Screenwriters deprived of vast resources and huge budget allocations associated with leading film studios may soon have a reason to smile.
With the new algorithm, video creation can be achieved by using a short script.
Although the new films are not any close to Oscar quality, the technique used to make them has the potential of being used away from the entertainment business.
For instance, the technology could come in handy in aiding witnesses in reconstructing crimes or car accidents.
Currently, artificial intelligence has the potential of providing labels and recognizing the content of images.
With the so-called generative algorithms, producing images from labels or brain scans can be done.
In fact, some of these systems can use one movie frame to predict the other frames. Despite such achievements, producing an image using text has not been achieved before.
According to Tinne Tuytelaars, a computer scientist at the Belgium-based Katholieke Universiteit Leuven, the current progress represents the first text to video with such impressive results.
Since the new algorithm represents some kind of machine learning, it needs training. It entails a neural network of small computing aspects that process data in a manner that is similar to the human brain’s neurons.
During the training process, software evaluates its performance upon each attempt, and the results are then circulated through the numerous network connections to hone computations in the future.

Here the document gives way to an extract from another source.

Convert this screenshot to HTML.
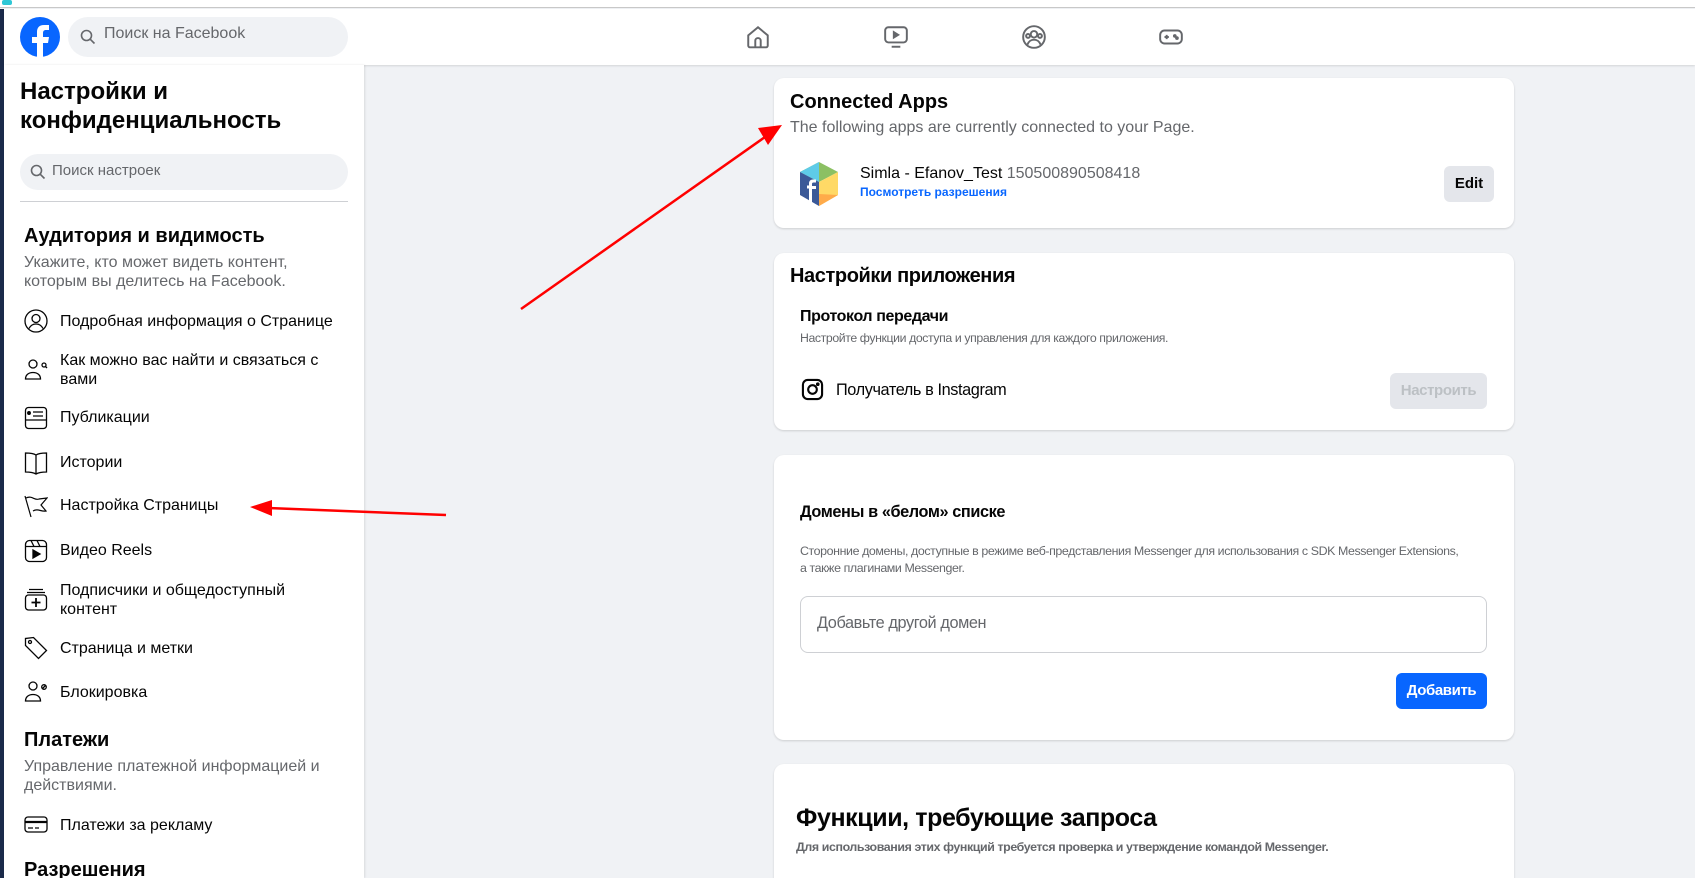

The network used by the new algorithm works in two stages, which imitate how human beings create art. In the first stage, it uses the test to come up with a clue of the video. On the other hand, it combines both the gist and text to make a short video.
A second network operates as a discriminator during training. It sees the video alongside a real one on the same concept.
In this case, the system is trained to select the real video, and as it improves, it develops into a harsher critic. Feedback from the second network is intended to set a higher bar for the first or generator network.
Researchers involved in the process trained the new algorithm on ten types of scenes, which comprised of kitesurfing on the sea and playing golf on grass.
In turn, the system roughly reproduced the scenes, which appeared in grainy VHS footage. The team found out that kitesurfing and sailing were most of the times mistaken for one another.
According to Yitong Li, a Duke University-based computer scientist, the videos are the size of a normal US postage stamp, 32 frames long and can last nearly 1 second.
He added that larger videos interfere with accuracy.
Furthermore, Yitong Li hinted that the next step for the videos would be utilizing human skeletal models to enhance movements since human beings often look like distorted figures.
Thanks to the algorithm, Tuytelaars predicts better compression, if a movie can be stored as a concise description.
In addition, the technology could be utilized in producing training data intended for other machine learning algorithms.
Although we are still far from an AI-produced Hollywood-worthy blockbuster, we now know how nonsensical actions like kitesurfing on grass look.